Despite all of the perks that come with being an influencer, there are a lot of misconceptions that she is eager to clarify about the job: “People assume I have lots of money just from my follower count or collaborations I’ve done. They assume that I’m being paid for every post and every interaction, when in reality, it’s the opposite.” Even with an account as large as La’Shaunae’s, companies may compensate only with free product (that sometimes doesn’t come in her size) or offer vague promises of “exposure,” much to her chagrin. When she aims to address these inequities using her platform, she has encountered pushback. “When you have a following like I do on Instagram, people think that you always have to be happy. So, when you post anything involving not being happy, you get an inbox filled with messages of people being like, ‘I look up to you, and you’re being depressing and negative!’ and you are immediately invalided. Just because someone looks up to me doesn’t mean I can’t be vulnerable or talk about my feelings. I’m allowed to be myself.”

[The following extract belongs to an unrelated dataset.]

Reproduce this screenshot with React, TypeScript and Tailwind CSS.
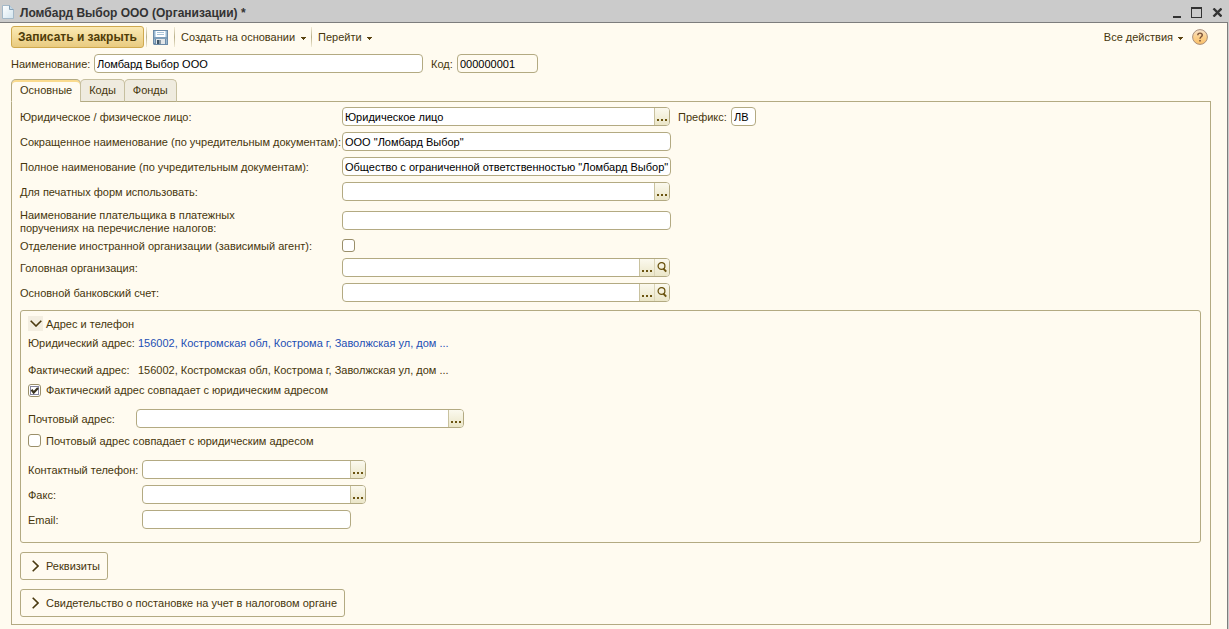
import type { ReactNode } from 'react'
import clsx from 'clsx'

type FieldProps = {
  id: string
  value?: string
  className?: string
  dots?: boolean
  search?: boolean
  readOnly?: boolean
}

const tabs = ['Основные', 'Коды', 'Фонды']

const Caret = () => (
  <svg width="5" height="3" viewBox="0 0 5 3" className="mt-[2px]" shapeRendering="crispEdges" aria-hidden="true">
    <path d="M0 0h5v1h-1v1h-1v1h-1v-1h-1v-1h-1z" fill="#5a4310" />
  </svg>
)

const Dots = () => (
  <svg width="10" height="2" viewBox="0 0 10 2" aria-hidden="true">
    <path d="M0 0h2v2H0zM4 0h2v2H4zM8 0h2v2H8z" fill="#6b5410" />
  </svg>
)

const Magnifier = () => (
  <svg width="10" height="11" viewBox="0 0 10 11" fill="none" stroke="#6b5410" aria-hidden="true">
    <circle cx="4.5" cy="4" r="3.4" strokeWidth="1.3" />
    <path d="M6.4 6.6l2.8 3" strokeWidth="2" />
  </svg>
)

const Field = ({ id, value = '', className, dots, search, readOnly }: FieldProps) => (
  <div
    className={clsx(
      'flex h-[19px] shrink-0 overflow-hidden rounded border border-[#b3aa82]',
      readOnly ? 'bg-[#fffbf0]' : 'bg-white',
      className,
    )}
  >
    <input
      id={id}
      type="text"
      defaultValue={value}
      readOnly={readOnly}
      className="min-w-0 flex-1 bg-transparent pt-px pl-[2px] text-black outline-none"
    />
    {dots && (
      <button
        type="button"
        aria-label="Выбрать"
        className="flex w-[15px] items-end justify-center border-l border-[#c9c29f] bg-linear-to-b from-[#fbf9ee] to-[#ebe6c8] pb-1"
      >
        <Dots />
      </button>
    )}
    {search && (
      <button
        type="button"
        aria-label="Открыть"
        className="flex w-[15px] items-center justify-center border-l border-[#dcd6b8] bg-linear-to-b from-[#fbf9ee] to-[#ebe6c8]"
      >
        <Magnifier />
      </button>
    )}
  </div>
)

const Checkbox = ({ id, checked }: { id: string; checked?: boolean }) => (
  <span className="relative block size-[13px] shrink-0">
    <input
      id={id}
      type="checkbox"
      defaultChecked={checked}
      className="peer block size-[13px] appearance-none rounded-[3px] border border-[#9a8f6a] bg-white"
    />
    <svg
      viewBox="0 0 13 13"
      className="pointer-events-none absolute inset-0 hidden size-[13px] peer-checked:block"
      aria-hidden="true"
    >
      <rect x="2.5" y="2.5" width="8" height="8" fill="none" stroke="#0a0a3c" strokeDasharray="1 1" />
      <path d="M3.5 5.8l2.2 2.7L10 4" fill="none" stroke="#3a3320" strokeWidth="2.2" />
    </svg>
  </span>
)

type RowProps = {
  id: string
  label: ReactNode
  height?: string
  labelWidth?: string
  children: ReactNode
}

const Row = ({ id, label, height = 'h-[25px]', labelWidth = 'w-[322px]', children }: RowProps) => (
  <div className={clsx('flex items-center', height)}>
    <label htmlFor={id} className={clsx('shrink-0 pt-[2px] whitespace-nowrap', labelWidth)}>
      {label}
    </label>
    {children}
  </div>
)

const Separator = () => (
  <span className="block h-5 w-px bg-linear-to-b from-[#f1ebd6] via-[#b9b08a] to-[#f1ebd6]" />
)

const Collapsed = ({ title }: { title: string }) => (
  <button
    type="button"
    className="flex h-7 items-center gap-[7px] rounded-[3px] border border-[#b3aa82] pr-[7px] pl-[11px]"
  >
    <svg width="7" height="12" viewBox="0 0 7 12" fill="none" stroke="#4a3a10" strokeWidth="1.6">
      <path d="M0.7 0.7L6 6L0.7 11.3" />
    </svg>
    {title}
  </button>
)

const TitleBar = () => (
  <header className="flex h-[23px] items-center border-b border-[#7d7d7d] bg-[#cbcbcb] pt-[2px] pr-[6px] pl-[2px]">
    <svg width="12" height="14" viewBox="0 0 12 14" aria-hidden="true">
      <defs>
        <linearGradient id="sheet" x1="0" y1="0" x2="1" y2="1">
          <stop offset="0" stopColor="#ffffff" />
          <stop offset="1" stopColor="#d2e4ee" />
        </linearGradient>
      </defs>
      <path d="M0.5 0.5H7.5L11.5 4.5V13.5H0.5Z" fill="url(#sheet)" stroke="#a3b8c8" />
      <path d="M7.5 0.5V4.5H11.5" fill="#c3d8e6" stroke="#86a0b5" />
    </svg>
    <h1 className="ml-[6px] pt-px text-xs font-bold text-[#333]">Ломбард Выбор ООО (Организации) *</h1>
    <div className="ml-auto flex items-center gap-[10px]">
      <button type="button" aria-label="Свернуть">
        <svg width="8" height="11" viewBox="0 0 8 11">
          <path d="M0 9h8v2H0z" fill="#333" />
        </svg>
      </button>
      <button type="button" aria-label="Развернуть">
        <svg width="11" height="11" viewBox="0 0 11 11">
          <path d="M0 0h11v11H0zM1 2v8h9V2z" fill="#333" fillRule="evenodd" />
        </svg>
      </button>
      <button type="button" aria-label="Закрыть">
        <svg width="10" height="9" viewBox="0 0 10 9" stroke="#333" strokeWidth="2.4">
          <path d="M1.5 0.5l8 8M9.5 0.5l-8 8" />
        </svg>
      </button>
    </div>
  </header>
)

const Toolbar = () => (
  <div className="flex h-[22px] items-center">
    <button
      type="button"
      className="h-[22px] rounded-[3px] border border-[#cfa94e] bg-linear-to-b from-[#fbeab4] to-[#e9cb80] px-[6px] text-xs font-bold text-[#4f3c08]"
    >
      Записать и закрыть
    </button>
    <div className="ml-[2px] flex items-center gap-[6px]">
      <Separator />
      <button type="button" aria-label="Записать">
        <svg width="15" height="15" viewBox="0 0 15 15">
          <path d="M0 0h15v15H1L0 14z" fill="#6d8ca8" />
          <path d="M1 1h1v12H1zM13 1h1v13h-1z" fill="#9db9d0" />
          <path d="M2 1h11v6H2z" fill="#c4dcec" />
          <path d="M3 1h9v6H3z" fill="#fff" />
          <path d="M4 2.5h7M4 4.5h7" stroke="#a8c4d8" />
          <path d="M1 7h13v2H1z" fill="#7f9fba" />
          <path d="M3 9h9v5H3z" fill="#e2e6e8" />
          <path d="M4 10h4v4H4z" fill="#3f5668" />
          <path d="M6 10h2v4H6z" fill="#8b9aa6" />
        </svg>
      </button>
      <Separator />
    </div>
    <button type="button" className="mr-[5px] ml-[6px] flex items-center gap-[6px]">
      Создать на основании
      <Caret />
    </button>
    <Separator />
    <button type="button" className="ml-[6px] flex items-center gap-[5px]">
      Перейти
      <Caret />
    </button>
    <button type="button" className="ml-auto flex items-center gap-[5px]">
      Все действия
      <Caret />
    </button>
    <button type="button" aria-label="Справка" className="mr-2 ml-[9px]">
      <svg width="16" height="16" viewBox="0 0 16 16">
        <defs>
          <linearGradient id="help" x1="0" y1="0" x2="0" y2="1">
            <stop offset="0" stopColor="#f6e3cd" />
            <stop offset="0.5" stopColor="#fbd08c" />
            <stop offset="1" stopColor="#fbc069" />
          </linearGradient>
        </defs>
        <circle cx="8" cy="8" r="7.4" fill="url(#help)" stroke="#a98f7c" />
        <path d="M5.8 6.2C5.8 3.4 10.3 3.4 10.3 6.1C10.3 7.8 8 7.8 8 9.8" fill="none" stroke="#7a5238" strokeWidth="1.4" />
        <path d="M7.2 11h1.6v1.5H7.2z" fill="#7a5238" />
      </svg>
    </button>
  </div>
)

const Tabs = () => (
  <div role="tablist" className="relative -mb-px flex h-[23px]">
    {tabs.map((tab, i) => (
      <button
        key={tab}
        type="button"
        role="tab"
        aria-selected={i === 0}
        className={clsx(
          'rounded-t-[5px] border px-2 pb-px',
          i === 0
            ? 'border-[#b3aa82] border-b-transparent bg-[#fffbf0] shadow-[inset_0_2px_0_#fadb8e]'
            : '-ml-px border-[#c6bf9f] border-b-[#b3aa82] bg-[#efebdf]',
        )}
      >
        {tab}
      </button>
    ))}
  </div>
)

const AddressGroup = () => (
  <section className="mt-[5px] rounded-[3px] border border-[#b3aa82] px-[7px] pt-[5px] pb-[10px]">
    <button type="button" className="flex h-[15px] items-center gap-[3px]">
      <span className="flex size-[15px] items-center justify-center bg-[#f3eee1]">
        <svg width="12" height="7" viewBox="0 0 12 7" fill="none" stroke="#4a3a10" strokeWidth="1.6">
          <path d="M0.7 0.7L6 6L11.3 0.7" />
        </svg>
      </span>
      <span className="pt-[2px]">Адрес и телефон</span>
    </button>
    <div className="flex h-6 items-center">
      <span className="w-[110px]">Юридический адрес:</span>
      <a href="#" className="text-[#1d4fb4]">
        156002, Костромская обл, Кострома г, Заволжская ул, дом ...
      </a>
    </div>
    <div className="mt-[3px] flex h-6 items-center">
      <span className="w-[110px]">Фактический адрес:</span>
      <span>156002, Костромская обл, Кострома г, Заволжская ул, дом ...</span>
    </div>
    <div className="flex h-[17px] items-center gap-[5px]">
      <Checkbox id="actual-same" checked />
      <label htmlFor="actual-same">Фактический адрес совпадает с юридическим адресом</label>
    </div>
    <div className="mt-[7px]">
      <Row id="postal" label="Почтовый адрес:" labelWidth="w-[108px]">
        <Field id="postal" className="w-[328px]" dots />
      </Row>
    </div>
    <div className="flex h-[19px] items-center gap-[5px]">
      <Checkbox id="postal-same" />
      <label htmlFor="postal-same" className="pt-[2px]">
        Почтовый адрес совпадает с юридическим адресом
      </label>
    </div>
    <div className="mt-[7px]">
      <Row id="phone" label="Контактный телефон:" labelWidth="w-[114px]">
        <Field id="phone" className="w-56" dots />
      </Row>
      <Row id="fax" label="Факс:" labelWidth="w-[114px]">
        <Field id="fax" className="w-56" dots />
      </Row>
      <Row id="email" label="Email:" labelWidth="w-[114px]">
        <Field id="email" className="w-[209px]" />
      </Row>
    </div>
  </section>
)

const App = () => {
  return (
    <div className="flex min-h-screen flex-col border-r border-[#cbcbcb] bg-[#fffbf0] font-['Liberation_Sans',Arial,sans-serif] text-[11px] leading-[13px] text-[#46360c]">
      <TitleBar />
      <main className="flex-1 border-r border-[#7d7d7d] px-[11px] pt-[3px] pb-1">
        <Toolbar />
        <div className="mt-[6px] flex h-[19px] items-center">
          <label htmlFor="name" className="w-[83px] pt-[2px]">
            Наименование:
          </label>
          <Field id="name" value="Ломбард Выбор ООО" className="w-[329px]" />
          <label htmlFor="code" className="ml-2 w-[26px] pt-[2px]">
            Код:
          </label>
          <Field id="code" value="000000001" className="w-[81px]" readOnly />
        </div>
        <div className="mt-[6px] mr-[5px]">
          <Tabs />
          <div className="border border-[#b3aa82] pt-[2px] pr-[9px] pb-[7px] pl-2">
            <Row id="kind" label="Юридическое / физическое лицо:">
              <Field id="kind" value="Юридическое лицо" className="w-[328px]" dots />
              <label htmlFor="prefix" className="ml-2 w-[53px] pt-[2px]">
                Префикс:
              </label>
              <Field id="prefix" value="ЛВ" className="w-[25px]" />
            </Row>
            <Row id="short-name" label="Сокращенное наименование (по учредительным документам):">
              <Field id="short-name" value='ООО "Ломбард Выбор"' className="w-[329px]" />
            </Row>
            <Row id="full-name" label="Полное наименование (по учредительным документам):">
              <Field
                id="full-name"
                value='Общество с ограниченной ответственностью "Ломбард Выбор"'
                className="w-[329px]"
              />
            </Row>
            <Row id="print-name" label="Для печатных форм использовать:">
              <Field id="print-name" className="w-[328px]" dots />
            </Row>
            <Row
              id="payer"
              height="h-[33px]"
              label={
                <>
                  Наименование плательщика в платежных
                  <br />
                  поручениях на перечисление налогов:
                </>
              }
            >
              <Field id="payer" className="w-[329px]" />
            </Row>
            <Row id="foreign" height="mb-px h-[17px]" label="Отделение иностранной организации (зависимый агент):">
              <Checkbox id="foreign" />
            </Row>
            <Row id="head" label="Головная организация:">
              <Field id="head" className="w-[328px]" dots search />
            </Row>
            <Row id="bank" label="Основной банковский счет:">
              <Field id="bank" className="w-[328px]" dots search />
            </Row>
            <AddressGroup />
            <div className="mt-[9px] flex flex-col items-start gap-[9px]">
              <Collapsed title="Реквизиты" />
              <Collapsed title="Свидетельство о постановке на учет в налоговом органе" />
            </div>
          </div>
        </div>
      </main>
    </div>
  )
}

export default App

“It took me a really long time to get [confident], and sometimes I’m still not fully there. Some days I still feel like I’m not good enough. Sometimes I have really off days; whether it be agencies saying, ‘Sorry, you’re not a good fit’ or telling me I’m too short, or when people tell me I need to look a certain way or lose weight or not wear certain things…I still face these problems all of the time.”
Her solution for battling self-doubt and haters? “You have to make time for yourself, even if it means logging off of social media for a while. I’ve come a really long way from those days of crying in the bathroom after school.”
So, what’s next for La’Shaunae? Aside from slowly curating her dream closet filled with pieces from brands like Vivienne Westwood, Jean-Paul Gaultier, and Off-white (“I’d describe my vibe as ‘broke with expensive taste,’” she jokes), she’d love to partner with Pat McGrath Labs, the eponymous cosmetics label that recently crossed the billion-dollar revenue mark, and score a fashion spread in a major magazine like NYLON.
Just promise that you’ll remember us, La’Shaunae, when you become the next fashion superstar.